An experienced team will avoid the many pitfalls and apply best practices, advise on the options and trade-offs of each design approach, and take advantage of the latest technology and keep costs in mind.
Despite the many moving parts, the right flight plan can still deliver incremental value. For example, building a data platform from a simple storage and reporting platform to a data master and book of records, to an integration hub between systems, to an advanced machine learning sandpit.
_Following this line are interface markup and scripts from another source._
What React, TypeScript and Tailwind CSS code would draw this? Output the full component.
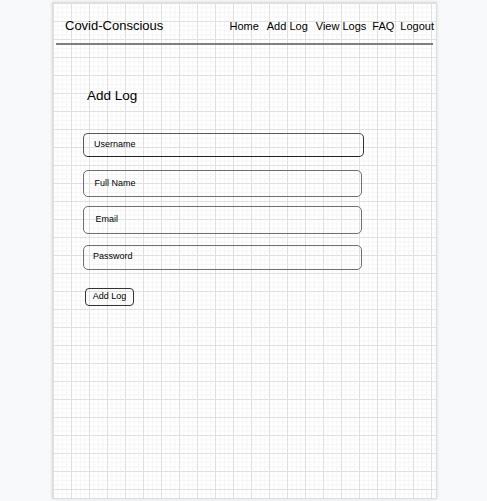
const fields = [
  { label: "Username", box: "mt-[29px] w-[281px] h-[24px] pl-[10px] border border-[#5a5a5a] border-b-[#222] border-r-[#333]" },
  { label: "Full Name", box: "mt-[13px] w-[279px] h-[27px] pl-[10.5px] border-[1.5px] border-[#707070]" },
  { label: "Email", box: "mt-[9px] w-[279px] h-[27.5px] pl-[11.5px] border-[1.5px] border-[#707070]" },
  { label: "Password", box: "mt-[11px] w-[279px] h-[25px] pl-[9px] border-[1.5px] border-[#707070]" },
];

const links = [
  { label: "Home", gap: "" },
  { label: "Add Log", gap: "ml-[8px]" },
  { label: "View Logs", gap: "ml-[8px]" },
  { label: "FAQ", gap: "ml-[6px]" },
  { label: "Logout", gap: "ml-[6px]" },
];

export default function App() {
  return (
    <div className="min-h-screen bg-[#f8f9fa] pl-[52px] pt-[2px] font-['Liberation_Sans',Arial,sans-serif] text-black">
      <div className="w-[385px] h-[497px] border border-[#dedede] bg-white shadow-[0_0_3px_rgba(0,0,0,0.12)] [background-image:linear-gradient(to_right,#e0e0e0_1px,transparent_1px),linear-gradient(to_bottom,#e0e0e0_1px,transparent_1px),linear-gradient(to_right,#f5f5f5_1px,transparent_1px),linear-gradient(to_bottom,#f5f5f5_1px,transparent_1px)] [background-size:18px_18px,18px_18px,4.5px_4.5px,4.5px_4.5px]">
        {/* Header */}
        <header className="flex items-baseline h-[40px] pt-[14.5px] pl-[12px] pr-[2px]">
          <span className="text-[13px] leading-[16px]">Covid-Conscious</span>
          <nav className="ml-auto flex items-baseline text-[11px] leading-[16px]">
            {links.map((l) => (
              <a key={l.label} className={l.gap}>
                {l.label}
              </a>
            ))}
          </nav>
        </header>
        <div className="mx-[3px] h-[2px] bg-[#7f7f7f]" />

        {/* Form */}
        <h1 className="mt-[43px] ml-[34px] text-[13.5px] leading-[16px]">Add Log</h1>
        <div className="flex flex-col ml-[30px]">
          {fields.map((f) => (
            <div key={f.label} className={"flex items-center rounded-[5px] text-[9px] " + f.box}>
              {f.label}
            </div>
          ))}
          <button className="mt-[18px] ml-[2px] w-[49px] h-[18px] flex items-center justify-center rounded-[4px] border border-[#333] text-[9px]">
            Add Log
          </button>
        </div>
      </div>
    </div>
  );
}
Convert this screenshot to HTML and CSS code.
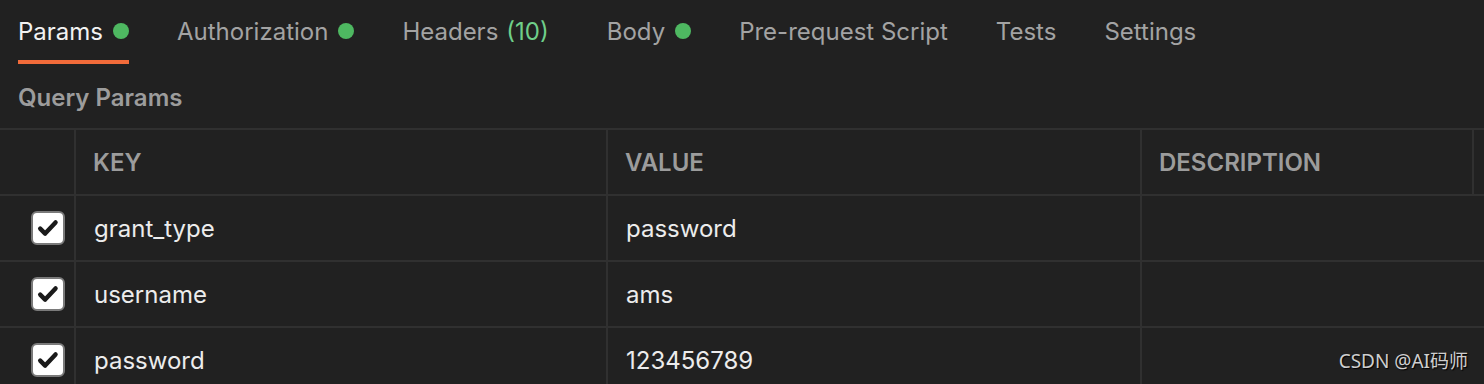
FILE: index.html
```html
<!DOCTYPE html>
<html lang="en">
<head>
    <meta charset="UTF-8">
    <title>Query Params</title>
    <link rel="stylesheet" href="styles.css">
</head>
<body>
    <div class="tabs">
        <div class="tab active">Params <span class="dot"></span></div>
        <div class="tab">Authorization <span class="dot"></span></div>
        <div class="tab tab-headers">Headers <span class="count">(10)</span></div>
        <div class="tab">Body <span class="dot"></span></div>
        <div class="tab">Pre-request Script</div>
        <div class="tab">Tests</div>
        <div class="tab">Settings</div>
    </div>

    <div class="section-title">Query Params</div>

    <div class="params-table">
        <div class="row head">
            <div class="cell check-cell"></div>
            <div class="cell">KEY</div>
            <div class="cell">VALUE</div>
            <div class="cell">DESCRIPTION</div>
            <div class="cell"></div>
        </div>
        <div class="row">
            <div class="cell check-cell"><span class="checkbox"><svg viewBox="0 0 20 20"><path d="M4 10.5l3.8 3.8 8-8.6" /></svg></span></div>
            <div class="cell">grant_type</div>
            <div class="cell">password</div>
            <div class="cell desc"></div>
        </div>
        <div class="row">
            <div class="cell check-cell"><span class="checkbox"><svg viewBox="0 0 20 20"><path d="M4 10.5l3.8 3.8 8-8.6" /></svg></span></div>
            <div class="cell">username</div>
            <div class="cell">ams</div>
            <div class="cell desc"></div>
        </div>
        <div class="row">
            <div class="cell check-cell"><span class="checkbox"><svg viewBox="0 0 20 20"><path d="M4 10.5l3.8 3.8 8-8.6" /></svg></span></div>
            <div class="cell">password</div>
            <div class="cell">123456789</div>
            <div class="cell desc"></div>
        </div>
    </div>

    <div class="watermark">CSDN @AI码师</div>
</body>
</html>
```

FILE: styles.css
```css
body {
    margin: 0;
    background-color: #212121;
    font-family: Inter, "Noto Sans", sans-serif;
    color: #e8e8e8;
    height: 384px;
    overflow: hidden;
    position: relative;
}

.tabs {
    display: flex;
    padding-left: 18px;
    height: 64px;
}
.tab {
    display: flex;
    align-items: center;
    gap: 10px;
    margin-right: 48px;
    font-size: 24px;
    color: #a3a3a3;
    border-bottom: 4px solid transparent;
    box-sizing: border-box;
    padding-top: 2px;
    white-space: nowrap;
}
.tab.active {
    color: #f2f2f2;
    border-bottom-color: #f26b3a;
}
.tab-headers {
    gap: 8px;
    margin-right: 58px;
}
.dot {
    width: 16px;
    height: 16px;
    border-radius: 50%;
    background-color: #4eb861;
}
.count {
    color: #6fcf8a;
}

.section-title {
    height: 64px;
    display: flex;
    align-items: center;
    padding-left: 18px;
    padding-top: 2px;
    box-sizing: border-box;
    font-size: 24px;
    font-weight: 600;
    color: #9c9c9c;
}

.row {
    display: grid;
    grid-template-columns: 74px 532px 534px 332px 1fr;
    border-top: 2px solid #303030;
    height: 66px;
    box-sizing: border-box;
}
.cell {
    display: flex;
    align-items: center;
    padding-left: 18px;
    border-left: 2px solid #303030;
    font-size: 24px;
    color: #ececec;
}
.cell.check-cell {
    border-left: none;
    padding-left: 31px;
}
.cell.desc {
    grid-column: span 2;
}
.head .cell {
    font-weight: 600;
    color: #9c9c9c;
    padding-left: 17px;
}

.checkbox {
    width: 34px;
    height: 34px;
    box-sizing: border-box;
    background-color: #ffffff;
    border: 2px solid #7a7a7a;
    border-radius: 6px;
    display: flex;
    align-items: center;
    justify-content: center;
}
.checkbox svg {
    width: 26px;
    height: 26px;
    fill: none;
    stroke: #1a1a1a;
    stroke-width: 3.4;
    stroke-linecap: round;
    stroke-linejoin: round;
}

.watermark {
    position: absolute;
    right: 16px;
    bottom: 10px;
    font-family: "Noto Sans", "Noto Sans CJK SC", sans-serif;
    font-size: 19px;
    color: #cfcfcf;
    text-shadow: 1px 1px 1px #000;
}
```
Finally, the right flight plan will include post-landing aspects. It will be forward-looking to make sure there is a sound operating model to reap the expected benefits, such as the accessibility of high-quality data to all end users according to a clear governance, the reliability and adaptability of the platform when data sources change, and the capability to automate and develop advanced analytics.
DON’T SETTLE FOR LESS
The data challenge is well understood by now, both in terms of the opportunity it presents to organisations and the size of the task ahead of them to be able to take advantage. We are at an inflection point between these two competing forces; technology has made the necessary advances in the past five years to the point where it can be safely invested in and iterated on, whilst the size and complexity of the data we are all now required to manage will only continue to exponentially grow.
Those firms who address their data estate now will prosper – those who don’t will get left behind. Now is the right time for organisations who haven’t started, or who have tried and been disappointed, to future-proof their data platforms and position themselves for the future.